When is a H2 train not a H2 Train? – on its Maiden run

Rail industry chiefs have defended plans for the debut trip of Britain’s first hydrogen-fuelled train at COP26 in Glasgow after it was revealed it was powered by electricity for the exercise.

Delegates and visitors at the event will be able to preview HydroFLEX, which was developed by leasing firm Porterbrook and the University Of Birmingham.

The hydrogen-fuel system has been installed on the 30-year-old train, which has a top speed of 100mph and can also run on electricity and battery power, to show how the Government’s target of decarbonising railways by 2050 could be realised.
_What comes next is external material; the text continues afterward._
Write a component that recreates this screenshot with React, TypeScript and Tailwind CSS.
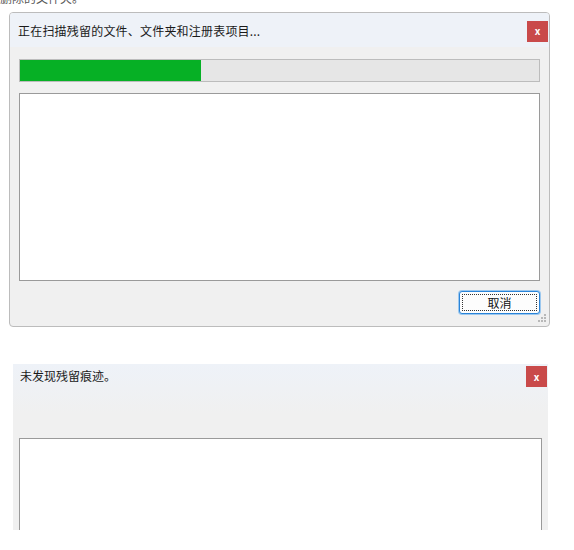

Ms Simpson said due to UK health and safety rules when hydrogen cylinders are installed in the system, they must be covered by protective panels and passengers are not allowed in the carriage where the system is stored. She explained: “You can imagine on the railways we’ve got a lot of management of safety, management of risk and lots and lots of protection systems in there – and therefore I couldn’t have anybody in there when the hydrogen was on board.

“One of the reasons we have not put hydrogen on this train at COP is so we can show people inside the inner workings of the hydro chamber where all the technical wizardry is and we can actually take people in to demystify that a little bit because you really wouldn’t notice anything different as a passenger [if hydrogen was on board].”

Ms Grant said the creation of HydroFLEX helped prove hydrogen-powered trains could be a part of a “greener future for trains”, which could complement other technologies such as electric and battery power.

Ms Simpson said one of the challenges around running HydroFLEX trains on the UK rail network is that they run on green hydrogen (hydrogen generated by renewable energy) – which is not widely produced across the UK.

She said “local production of the hydrogen” is the bit that is “not developed yet”, adding: “but we have the prototype”.

“What we are trying to do is showcase the technology, show that it is possible to use this technology in rail – that’s interesting for the rail industry who are trying to decarbonise and it’s interesting for people in the hydrogen economy in the production of green hydrogen because rail will be a big user of green hydrogen and therefore we might kick-start some process of local economies around hydrogen production. This is really a stepping stone of getting to the new trains of the future.”

Germany is set to be the first country that will see hydrogen-powered passenger trains travelling on its railways next year

The trains, developed by French railway manufacturer Alstom, have fuel cells and the hydrogen tanks mounted on their roofs.

Ms Grant said the UK could not purchase these types of trains because many tunnels in the UK are not tall enough to allow trains with hydrogen technology to pass through them – unlike their counterparts in Germany and other European countries.

She added: “We can’t just go and buy one of those and have them in the UK, it won’t fit. So the challenge for the UK is, how do we get hydrogen trains into the UK when there aren’t any new ones that we could go an buy today?.”

Prince Charles getting a tour of the The HYDROflex hydrogen powered train.
Helen Simpson showing Prince Charles the hydrogen-powered train (Photo: Porterbrook)

The train will be showcased as part of a programme of events during COP26, including one which will see schoolchildren from Glasgow join Network Rail engineers and the authors of best-selling children’s books for a journey on the HydroFLEX.

Prince Charles had a private viewing of the train on Friday, and met the team from Porterbrook.

Ms Grant said COP26 said was the “perfect platform” to showcase the train.

She said: “This train will have a purpose. It was just important at a very focused conference when we’re talking about climate that our HydroFLEX in this powerful format should feature.”